WORK REQUIRED: Give the number of lines that hold the string "page". Nothing else is needed.

====== THE RECORDS ======

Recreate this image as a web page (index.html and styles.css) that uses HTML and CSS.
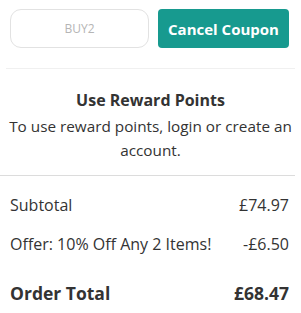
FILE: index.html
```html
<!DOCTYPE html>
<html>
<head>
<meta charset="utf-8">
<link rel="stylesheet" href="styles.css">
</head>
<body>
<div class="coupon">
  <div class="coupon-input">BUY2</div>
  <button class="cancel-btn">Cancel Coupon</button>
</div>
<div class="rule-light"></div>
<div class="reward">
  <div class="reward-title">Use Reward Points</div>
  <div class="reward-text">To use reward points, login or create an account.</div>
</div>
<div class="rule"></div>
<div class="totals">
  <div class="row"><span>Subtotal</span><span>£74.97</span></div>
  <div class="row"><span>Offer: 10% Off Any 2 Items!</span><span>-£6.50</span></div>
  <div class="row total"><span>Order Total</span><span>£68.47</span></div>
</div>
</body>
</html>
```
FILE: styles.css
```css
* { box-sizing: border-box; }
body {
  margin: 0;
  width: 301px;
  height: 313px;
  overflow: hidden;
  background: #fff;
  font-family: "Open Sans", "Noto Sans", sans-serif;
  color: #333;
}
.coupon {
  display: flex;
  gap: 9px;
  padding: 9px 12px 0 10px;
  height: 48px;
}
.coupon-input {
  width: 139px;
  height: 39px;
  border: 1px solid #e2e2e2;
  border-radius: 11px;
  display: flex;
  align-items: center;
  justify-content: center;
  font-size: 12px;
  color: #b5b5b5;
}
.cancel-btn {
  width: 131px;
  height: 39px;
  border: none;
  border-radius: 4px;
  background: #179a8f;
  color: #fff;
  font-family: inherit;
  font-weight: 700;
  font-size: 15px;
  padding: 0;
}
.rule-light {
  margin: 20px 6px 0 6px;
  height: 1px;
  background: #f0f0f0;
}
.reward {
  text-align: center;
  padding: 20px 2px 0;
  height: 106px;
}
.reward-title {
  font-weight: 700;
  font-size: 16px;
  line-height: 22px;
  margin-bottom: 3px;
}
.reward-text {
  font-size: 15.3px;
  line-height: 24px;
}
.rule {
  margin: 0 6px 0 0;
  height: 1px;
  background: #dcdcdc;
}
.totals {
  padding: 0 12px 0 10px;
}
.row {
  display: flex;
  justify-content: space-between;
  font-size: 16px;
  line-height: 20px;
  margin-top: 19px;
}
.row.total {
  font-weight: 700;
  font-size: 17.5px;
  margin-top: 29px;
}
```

======
====== THE RECORDS ======

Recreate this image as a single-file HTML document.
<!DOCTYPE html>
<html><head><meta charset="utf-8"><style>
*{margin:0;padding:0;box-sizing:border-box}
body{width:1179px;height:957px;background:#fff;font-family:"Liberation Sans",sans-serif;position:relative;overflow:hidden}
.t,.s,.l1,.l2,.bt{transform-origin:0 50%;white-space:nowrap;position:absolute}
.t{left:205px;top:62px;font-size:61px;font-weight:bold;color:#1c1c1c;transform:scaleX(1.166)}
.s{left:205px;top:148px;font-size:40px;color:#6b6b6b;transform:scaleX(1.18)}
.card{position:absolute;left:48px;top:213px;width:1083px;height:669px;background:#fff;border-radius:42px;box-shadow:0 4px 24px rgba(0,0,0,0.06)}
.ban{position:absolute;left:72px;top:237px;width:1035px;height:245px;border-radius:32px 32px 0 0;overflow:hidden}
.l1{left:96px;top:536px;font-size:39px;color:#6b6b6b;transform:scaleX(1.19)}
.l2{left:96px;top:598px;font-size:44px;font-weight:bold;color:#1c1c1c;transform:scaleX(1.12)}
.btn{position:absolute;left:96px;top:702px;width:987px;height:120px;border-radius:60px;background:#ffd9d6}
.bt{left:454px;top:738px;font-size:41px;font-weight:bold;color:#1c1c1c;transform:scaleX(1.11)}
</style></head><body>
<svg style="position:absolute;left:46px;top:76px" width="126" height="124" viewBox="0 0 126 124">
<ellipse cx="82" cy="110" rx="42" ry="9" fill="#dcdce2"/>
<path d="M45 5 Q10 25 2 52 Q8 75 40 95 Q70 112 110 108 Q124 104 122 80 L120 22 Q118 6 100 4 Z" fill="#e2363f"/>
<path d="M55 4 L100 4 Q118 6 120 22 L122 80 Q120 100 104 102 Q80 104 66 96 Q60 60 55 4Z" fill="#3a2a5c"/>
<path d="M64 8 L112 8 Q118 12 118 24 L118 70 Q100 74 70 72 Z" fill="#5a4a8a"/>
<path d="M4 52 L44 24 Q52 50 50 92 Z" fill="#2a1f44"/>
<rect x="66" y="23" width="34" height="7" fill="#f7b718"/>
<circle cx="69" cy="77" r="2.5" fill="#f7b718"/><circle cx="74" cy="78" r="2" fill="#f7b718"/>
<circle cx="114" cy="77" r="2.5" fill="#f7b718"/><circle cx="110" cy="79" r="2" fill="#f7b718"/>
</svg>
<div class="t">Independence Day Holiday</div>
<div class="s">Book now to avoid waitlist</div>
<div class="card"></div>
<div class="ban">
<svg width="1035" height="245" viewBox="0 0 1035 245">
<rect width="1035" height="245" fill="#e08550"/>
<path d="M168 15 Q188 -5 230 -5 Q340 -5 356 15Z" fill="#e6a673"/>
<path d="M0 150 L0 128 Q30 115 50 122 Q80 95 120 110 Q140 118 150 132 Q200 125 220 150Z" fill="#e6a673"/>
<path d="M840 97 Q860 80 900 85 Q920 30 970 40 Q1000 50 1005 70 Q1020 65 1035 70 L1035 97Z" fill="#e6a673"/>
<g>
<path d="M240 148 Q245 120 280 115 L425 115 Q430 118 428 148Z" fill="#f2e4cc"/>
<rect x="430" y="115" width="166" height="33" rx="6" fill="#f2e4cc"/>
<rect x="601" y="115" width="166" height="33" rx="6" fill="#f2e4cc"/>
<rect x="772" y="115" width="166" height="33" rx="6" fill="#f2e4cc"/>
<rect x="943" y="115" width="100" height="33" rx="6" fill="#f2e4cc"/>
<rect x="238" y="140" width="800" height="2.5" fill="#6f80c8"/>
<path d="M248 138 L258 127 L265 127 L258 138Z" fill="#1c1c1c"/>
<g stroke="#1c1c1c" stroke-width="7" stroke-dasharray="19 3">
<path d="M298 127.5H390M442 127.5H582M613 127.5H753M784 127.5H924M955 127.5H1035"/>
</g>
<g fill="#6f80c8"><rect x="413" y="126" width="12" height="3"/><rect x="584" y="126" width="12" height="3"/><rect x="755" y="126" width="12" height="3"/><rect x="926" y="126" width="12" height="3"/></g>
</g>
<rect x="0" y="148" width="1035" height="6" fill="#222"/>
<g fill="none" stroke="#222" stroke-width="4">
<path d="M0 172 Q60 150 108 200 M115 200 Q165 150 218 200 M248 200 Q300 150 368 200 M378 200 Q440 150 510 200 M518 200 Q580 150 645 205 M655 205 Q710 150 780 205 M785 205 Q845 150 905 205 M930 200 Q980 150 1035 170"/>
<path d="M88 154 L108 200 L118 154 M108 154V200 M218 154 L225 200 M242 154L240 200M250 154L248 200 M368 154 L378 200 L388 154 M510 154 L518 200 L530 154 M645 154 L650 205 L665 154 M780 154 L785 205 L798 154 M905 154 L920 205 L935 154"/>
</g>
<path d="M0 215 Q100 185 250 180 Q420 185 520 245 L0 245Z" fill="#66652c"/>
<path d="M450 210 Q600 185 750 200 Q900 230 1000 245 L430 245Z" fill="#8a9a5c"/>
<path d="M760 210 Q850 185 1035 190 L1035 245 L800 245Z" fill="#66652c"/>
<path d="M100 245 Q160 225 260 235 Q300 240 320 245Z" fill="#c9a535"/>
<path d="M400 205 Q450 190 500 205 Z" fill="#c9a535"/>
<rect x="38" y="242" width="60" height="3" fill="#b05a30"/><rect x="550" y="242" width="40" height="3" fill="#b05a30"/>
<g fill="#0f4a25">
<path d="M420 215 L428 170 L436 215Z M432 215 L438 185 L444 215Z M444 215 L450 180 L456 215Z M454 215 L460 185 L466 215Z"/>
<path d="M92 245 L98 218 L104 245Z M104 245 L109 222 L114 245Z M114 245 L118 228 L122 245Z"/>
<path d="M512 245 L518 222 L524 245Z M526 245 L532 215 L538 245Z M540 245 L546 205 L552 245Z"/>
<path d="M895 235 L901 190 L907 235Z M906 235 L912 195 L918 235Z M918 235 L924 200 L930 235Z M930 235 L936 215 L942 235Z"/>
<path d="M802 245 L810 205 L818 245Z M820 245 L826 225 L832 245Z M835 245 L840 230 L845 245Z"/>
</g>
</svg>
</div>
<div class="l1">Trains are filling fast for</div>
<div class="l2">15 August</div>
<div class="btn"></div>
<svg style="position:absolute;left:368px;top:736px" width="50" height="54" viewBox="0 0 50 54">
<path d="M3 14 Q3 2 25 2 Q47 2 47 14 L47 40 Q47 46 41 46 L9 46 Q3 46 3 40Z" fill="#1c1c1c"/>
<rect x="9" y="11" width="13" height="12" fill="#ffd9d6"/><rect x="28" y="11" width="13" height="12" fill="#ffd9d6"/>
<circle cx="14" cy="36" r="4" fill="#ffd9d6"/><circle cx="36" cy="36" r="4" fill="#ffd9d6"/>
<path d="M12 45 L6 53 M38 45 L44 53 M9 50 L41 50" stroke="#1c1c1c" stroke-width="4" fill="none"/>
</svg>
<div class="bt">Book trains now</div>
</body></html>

======
====== THE RECORDS ======

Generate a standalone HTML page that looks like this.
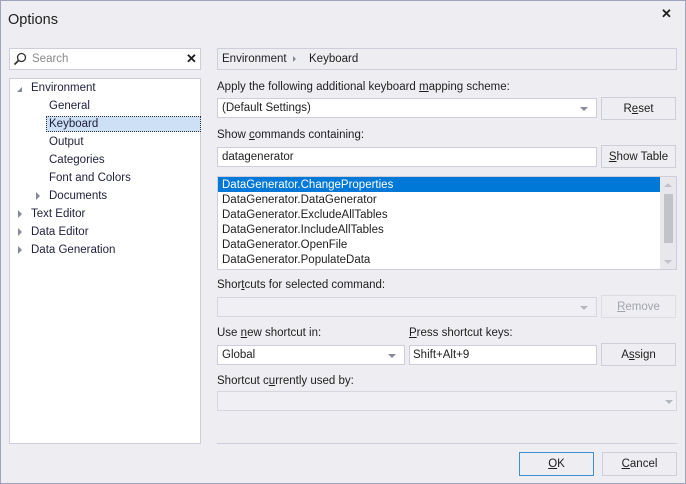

======

RESULT OF THIS EXERCISE: 2